Ker-Splat! - social influence of comic books
Washington Monthly, June, 2001 by Jacob Heilbrunn
How comic books lost their edge
COMIC BOOKS MADE ME A SNOB. AS A child, I was riveted by Spider-Man and went on to become meticulous about my comics' condition and completing series numbers. Now they lie entombed in acid-free boxes and Mylar bags in my house, waiting for divestment.
Occasionally, I even buy one for old times' sake. Spider-Man, like me, appears to have grown up, but his marriage seems to be on the rocks. Still, it's getting harder and harder to find comics because a big cultural shift has taken place: Kids don't read them anymore.
Comic books, like paper routes and small drugstores, have become an endangered species. A series of corporate takeovers, coupled with the dilution of the product and the rise of computer games and music videos, means that the financial state of Marvel and other companies is shaky at best. Once prominently displayed at newsstands and drugstores, the main outlet for comic sales is specialty shops that cater to the cognoscenti. Not surprisingly, the disappearance of comic books means that they have become part of the national nostalgia industry. Indeed, at a time when George W. Bush's proudest initiative is to host "T-ball" at the White House in memory of his own Little League exertions, it probably shouldn't surprise anyone that comic books are attracting new attention.
Enter Bradford W. Wright. A historian at the University of Maryland. Wright is the first serious historian to tackle comics. He is a seasoned veteran of the comics world. He quips in his preface that "few works of historical scholarship can truly claim to represent a lifetime of research as this one does." Though never a serious collector--he lacked the cash Wright was an avid reader as a child. Now, he has produced a fascinating survey of the rise and fall of comics.

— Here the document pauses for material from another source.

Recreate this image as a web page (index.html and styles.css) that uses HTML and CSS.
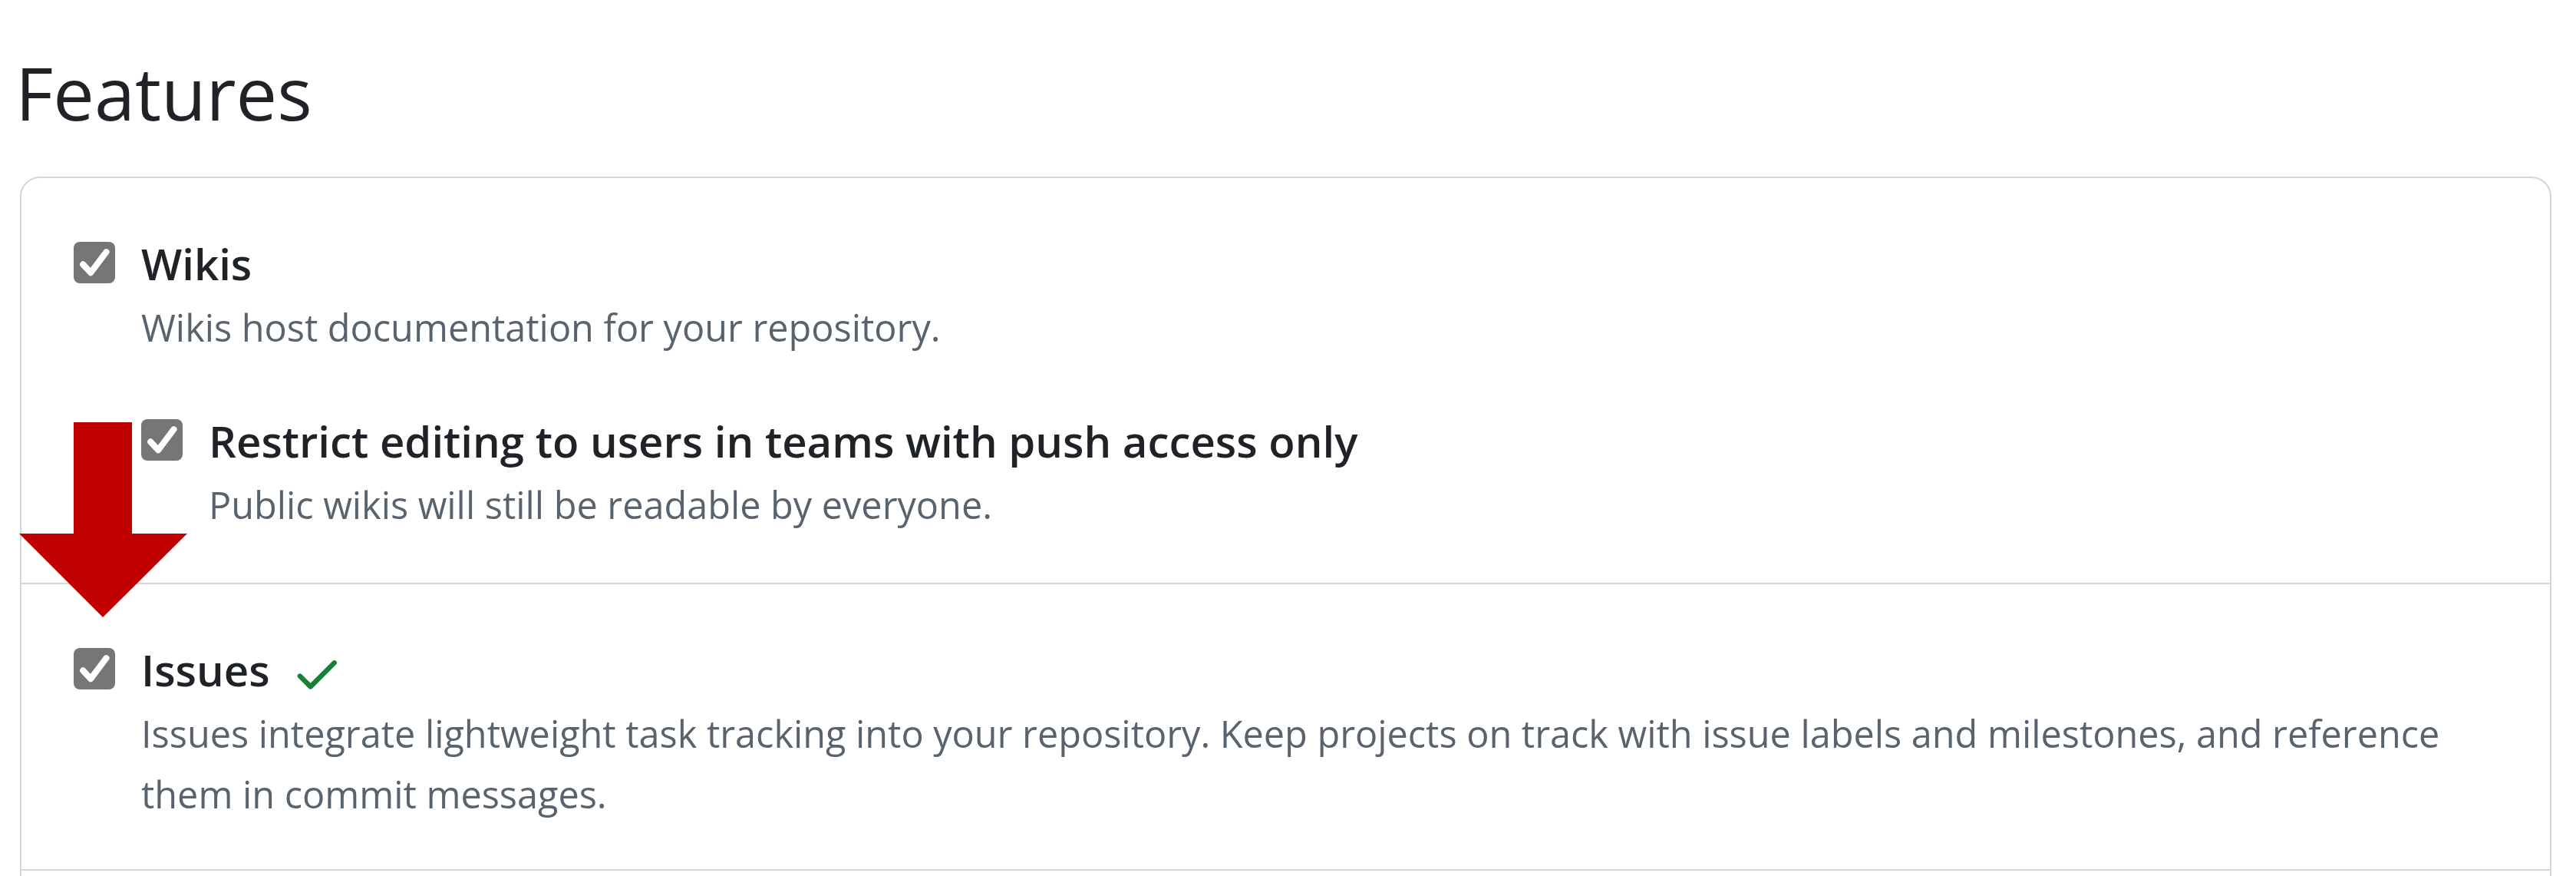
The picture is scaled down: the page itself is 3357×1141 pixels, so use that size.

Unburdened by any theoretical apparatus, his Comic Book Nation is informative, humorous, and penetrating. Wright never devolves into minutiae likely to bore the non-initiate, and his narrative is extremely well-organized. His theme is simple and persuasive: Comic books provide an acute lens through which to study shifts in popular culture, from World War II to Vietnam to the Reagan era. He argues that editors, mostly Jewish and liberal, sought to challenge racism, fascism, poverty, and the threat of nuclear war. Perhaps his most provocative argument is that the dress rehearsal for today's culture wars about television and rap music took place in comic books.
According to Wright, comic books, which first appeared in the early 1930s, occupied a status just above pornography. Crude and formulaic, they were written by aspiring artists eager to see their names in print. The genre didn't take off until 1939, when Superman was published by Detective Comics (DC). Wright shows the extent to which Superman was a New Deal creation. His two young creators, Jerry Siegel and Joe Shuster, cast Superman as, in their words, a "champion of the oppressed ... devoted to helping those in need." Wright notes that "in his initial episode, Superman saves a falsely accused prisoner from a lynch mob, produces evidence that frees an innocent woman on death row, and defends a woman about to be beaten by her husband." Later on, Superman destroys a conspiracy involving a senator, a lobbyist, and a munitions manufacturer who seek to foment a war in Latin America. Other DC characters would take the same line, tackling corrupt political bosses and defending the common man. The underlying message was that American society required might to make right. Renowned cartoonist Jules Feiffer has observed that "once the odds were appraised honestly it was apparent you had to be super to get on in this world? More conservative figures had their doubts about the new form. Frank Vlamos, writing in The American Mercury, complained that comics represented "the most dismaying mass of undiluted horror and prodigious impossibility ever visited on the sanity of a nation's youth."
But World War II ratified the new interest in comics. GI's whiling away time by leafing through comics became a staple of wartime propaganda. One of four magazines shipped to troops overseas was a comic book, and 35,000 copies of Superman alone went abroad each month. So enthusiastic for war were Joe Simon and Jack Kirby, who produced Captain America, that they inspired isolationist outrage by having the good captain denounce Nazism before the U.S. had entered the war. According to Wright, Captain America "came to epitomize not only the values and fighting spirit of the national war effort but also the fortunes that comic book publishers would reap from their enlistment into patriotic wartime culture."
Fascism could not have fit better into the Manichean world of comic books. Once prosperity hit the United States, publishers had to readjust. Fighting social inequality was out. Fantasy was in. No one personified the shift better than Superman. "Having launched his career as a crusading champion of social justice and a militant antifascist," says Wright, "by the end of the war Superman had assumed his befitting role as the conservative elder statesman among comic book heroes, above the political and social concerns of the day." Superman became a god-like figure, picking up new powers as well as a self-sustaining world that included a Fortress of Solitude in the Arctic. However, the industry's sales slumped as it produced anodyne tales of Goody-Two-Shoes who always did right.